- Task brief:
Go through the listing and set it down exactly, leaving out its pictures.

━━━

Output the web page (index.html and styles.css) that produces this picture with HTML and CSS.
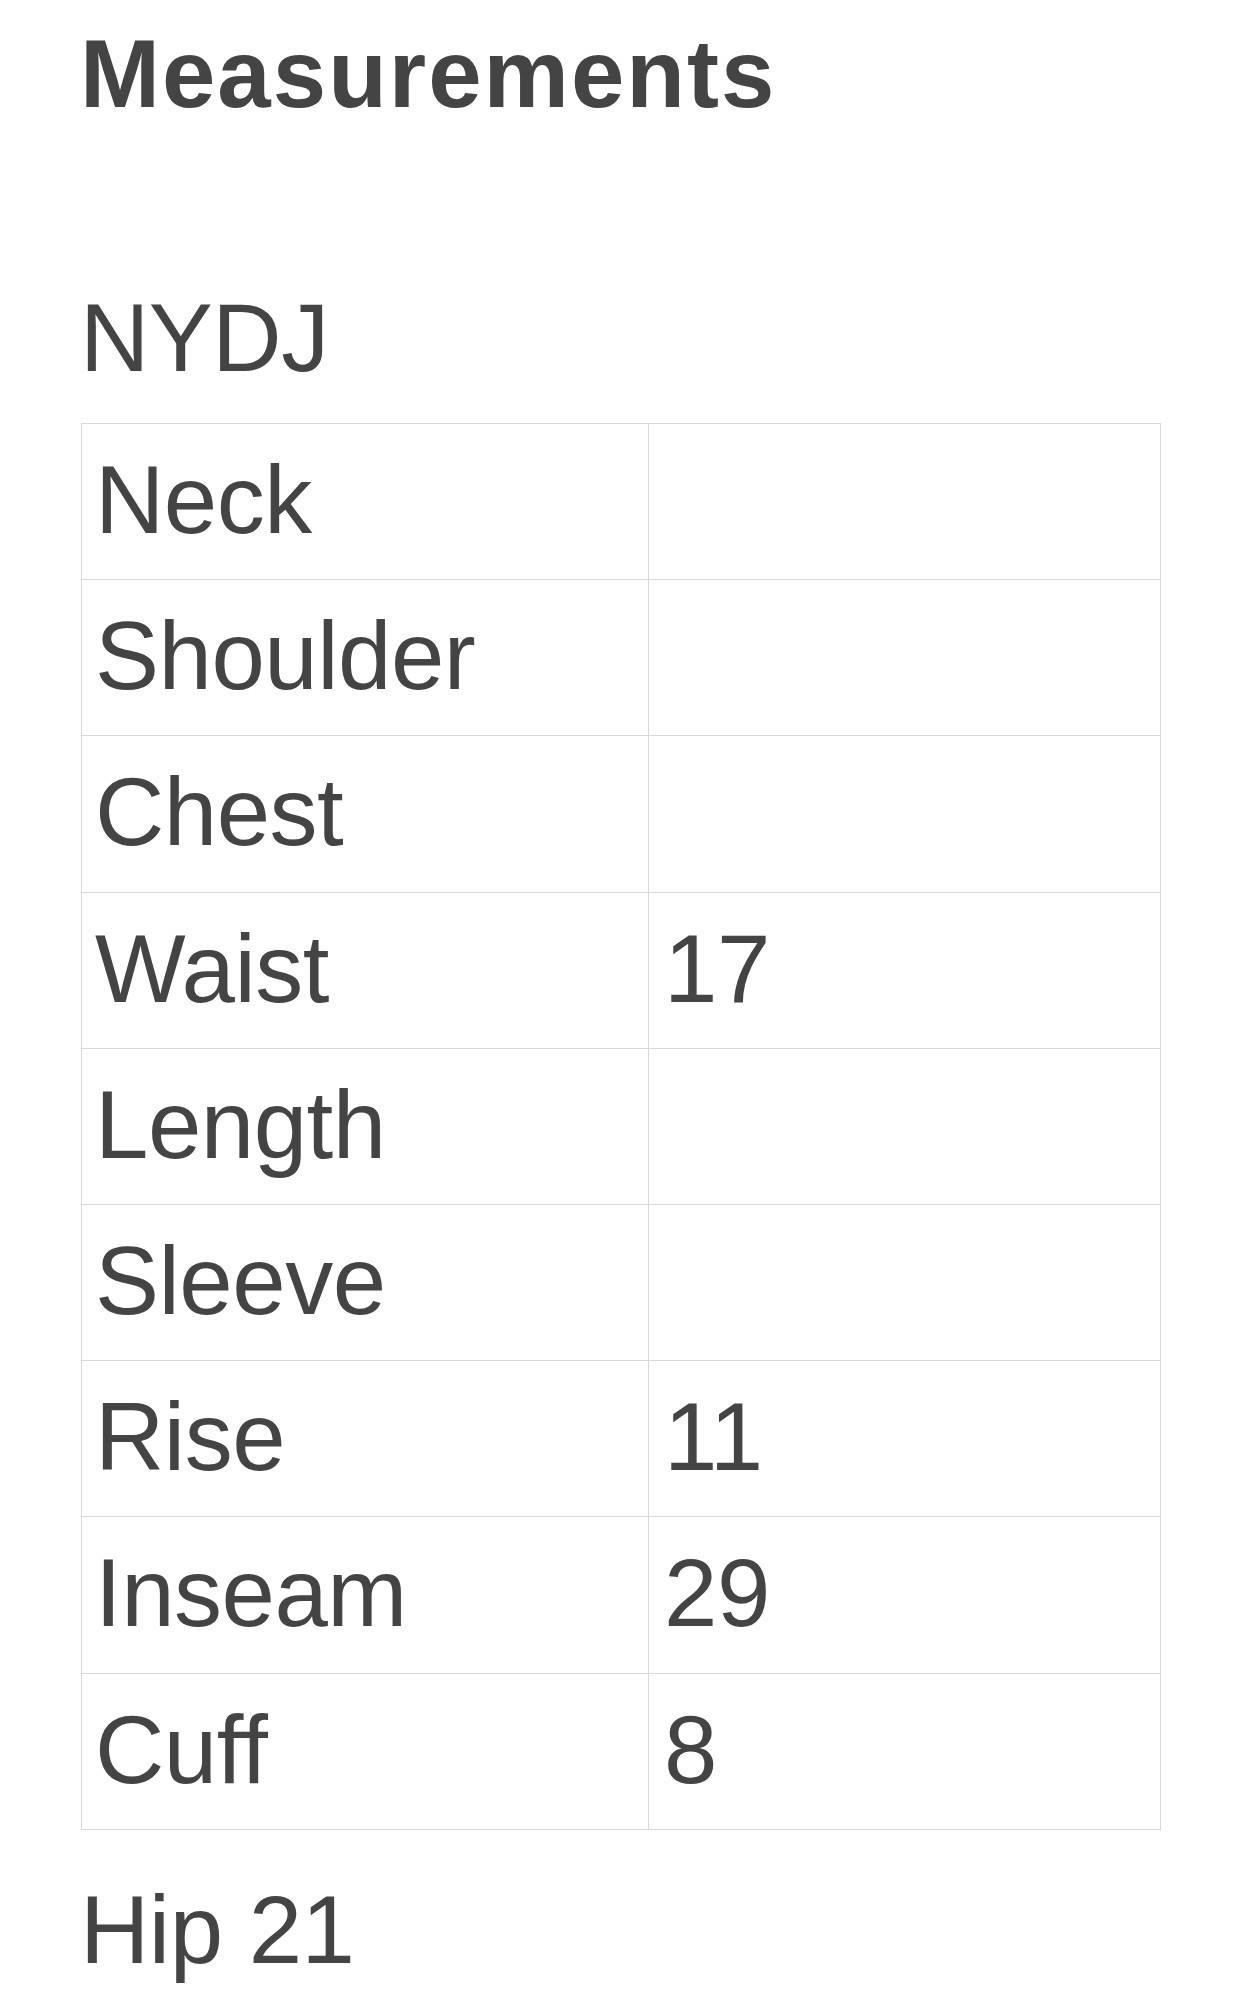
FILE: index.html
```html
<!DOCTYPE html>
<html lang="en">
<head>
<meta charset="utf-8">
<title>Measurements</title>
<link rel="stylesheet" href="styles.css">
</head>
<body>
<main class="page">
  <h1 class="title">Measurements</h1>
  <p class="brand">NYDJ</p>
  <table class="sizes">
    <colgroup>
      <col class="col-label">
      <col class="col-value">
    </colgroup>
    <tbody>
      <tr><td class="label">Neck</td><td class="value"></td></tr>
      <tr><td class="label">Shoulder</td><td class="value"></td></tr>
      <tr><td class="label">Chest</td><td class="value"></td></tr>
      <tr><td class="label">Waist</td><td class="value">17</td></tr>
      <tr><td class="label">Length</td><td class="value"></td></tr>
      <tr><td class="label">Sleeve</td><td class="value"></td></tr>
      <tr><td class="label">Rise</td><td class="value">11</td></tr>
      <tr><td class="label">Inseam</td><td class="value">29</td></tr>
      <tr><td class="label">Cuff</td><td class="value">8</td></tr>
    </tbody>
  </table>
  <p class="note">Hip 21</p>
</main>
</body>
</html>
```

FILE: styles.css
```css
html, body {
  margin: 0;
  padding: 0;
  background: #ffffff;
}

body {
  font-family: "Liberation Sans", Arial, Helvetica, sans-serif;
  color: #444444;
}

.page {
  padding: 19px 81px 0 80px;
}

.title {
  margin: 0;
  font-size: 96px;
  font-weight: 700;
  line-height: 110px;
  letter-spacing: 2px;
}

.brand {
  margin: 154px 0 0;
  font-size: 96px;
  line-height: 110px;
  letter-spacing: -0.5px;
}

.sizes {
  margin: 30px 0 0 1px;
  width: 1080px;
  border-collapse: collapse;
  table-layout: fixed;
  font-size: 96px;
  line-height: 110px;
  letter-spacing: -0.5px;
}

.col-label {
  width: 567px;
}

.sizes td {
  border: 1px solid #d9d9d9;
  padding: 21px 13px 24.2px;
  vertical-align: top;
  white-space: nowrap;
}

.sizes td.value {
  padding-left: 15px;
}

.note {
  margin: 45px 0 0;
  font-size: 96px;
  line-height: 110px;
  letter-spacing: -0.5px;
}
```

━━━

- Written solution:
Output the web page (index.html and styles.css) that produces this picture with HTML and CSS.
FILE: index.html
```html
<!DOCTYPE html>
<html lang="en">
<head>
<meta charset="utf-8">
<title>Measurements</title>
<link rel="stylesheet" href="styles.css">
</head>
<body>
<main class="page">
  <h1 class="title">Measurements</h1>
  <p class="brand">NYDJ</p>
  <table class="sizes">
    <colgroup>
      <col class="col-label">
      <col class="col-value">
    </colgroup>
    <tbody>
      <tr><td class="label">Neck</td><td class="value"></td></tr>
      <tr><td class="label">Shoulder</td><td class="value"></td></tr>
      <tr><td class="label">Chest</td><td class="value"></td></tr>
      <tr><td class="label">Waist</td><td class="value">17</td></tr>
      <tr><td class="label">Length</td><td class="value"></td></tr>
      <tr><td class="label">Sleeve</td><td class="value"></td></tr>
      <tr><td class="label">Rise</td><td class="value">11</td></tr>
      <tr><td class="label">Inseam</td><td class="value">29</td></tr>
      <tr><td class="label">Cuff</td><td class="value">8</td></tr>
    </tbody>
  </table>
  <p class="note">Hip 21</p>
</main>
</body>
</html>
```

FILE: styles.css
```css
html, body {
  margin: 0;
  padding: 0;
  background: #ffffff;
}

body {
  font-family: "Liberation Sans", Arial, Helvetica, sans-serif;
  color: #444444;
}

.page {
  padding: 19px 81px 0 80px;
}

.title {
  margin: 0;
  font-size: 96px;
  font-weight: 700;
  line-height: 110px;
  letter-spacing: 2px;
}

.brand {
  margin: 154px 0 0;
  font-size: 96px;
  line-height: 110px;
  letter-spacing: -0.5px;
}

.sizes {
  margin: 30px 0 0 1px;
  width: 1080px;
  border-collapse: collapse;
  table-layout: fixed;
  font-size: 96px;
  line-height: 110px;
  letter-spacing: -0.5px;
}

.col-label {
  width: 567px;
}

.sizes td {
  border: 1px solid #d9d9d9;
  padding: 21px 13px 24.2px;
  vertical-align: top;
  white-space: nowrap;
}

.sizes td.value {
  padding-left: 15px;
}

.note {
  margin: 45px 0 0;
  font-size: 96px;
  line-height: 110px;
  letter-spacing: -0.5px;
}
```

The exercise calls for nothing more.